Sempre o Centralismo



3/Janeiro/2008

Descentralização "double face"

Quer a gente andar bem disposta, cheia de auto-satisfação pela impetuosa integração europeia que dá cartas em tratados, conferências, reuniões e não nos deixam. Quer a gente sentir-se feliz com os critérios e capacidades da Administração Pública em promover a nossa felicidade simplificada e não pode. E passo a contar as razões deste desabafo, num Ano Novo cheio de esperança e prenhe de benefícios fiscais.

Desembarquei há pouco no Aeroporto de Pedras Rubras e, mais uma vez, fiquei inchado. Agora sim, temos obra. Não precisamos de sentir vergonha pelo arremedo do anterior apeadeiro. Que beleza, limpeza, organização e qualidade. Vindo de fora, o que esperaria, ao chegar, como primeira imagem de propaganda e sedução, como promoção deste produto incomparável chamado Porto? O que esperaria ao chegar a uma cidade Património Cultural da Humanidade pelo carácter urbano, arquitectura, paisagem física e social, tradições, etc.? O que esperaria ao chegar à porta de entrada para esse outro Património da Humanidade chamado Douro Vinhateiro? A uma cidade cuja imagem de marca continua a ser o néctar sublime mundialmente conhecido por Vinho do Porto?

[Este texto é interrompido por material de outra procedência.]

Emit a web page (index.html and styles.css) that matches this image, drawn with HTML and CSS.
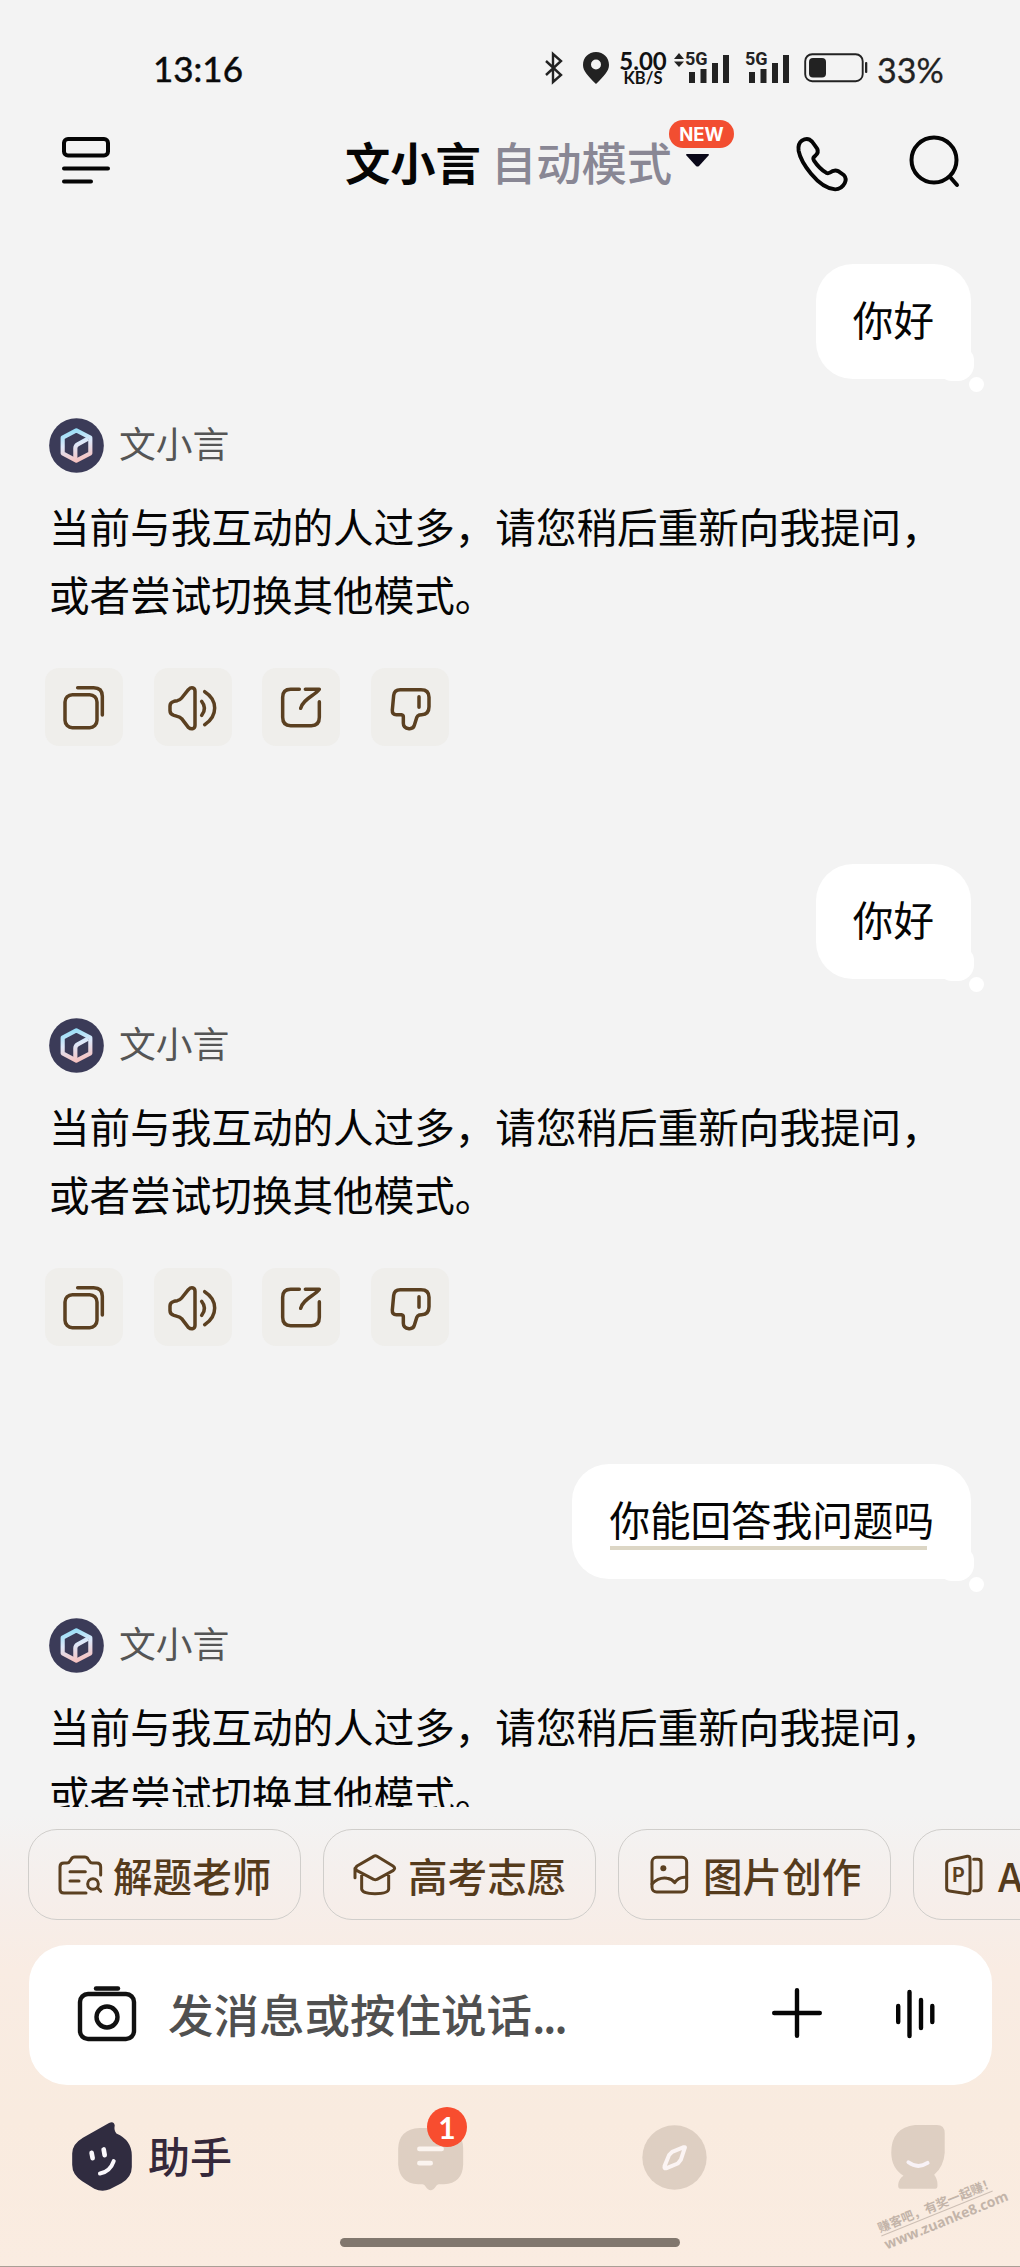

Esperava a afirmação destes vectores, mais os que fazem parte de uma região chamada Norte com o seu património histórico, ambiental e cultural. Enganei-me. Em país cujo comando dos semáforos das decisões parece dominado por daltónicos, todos os desconcertos, desconchavos e absurdos são possíveis.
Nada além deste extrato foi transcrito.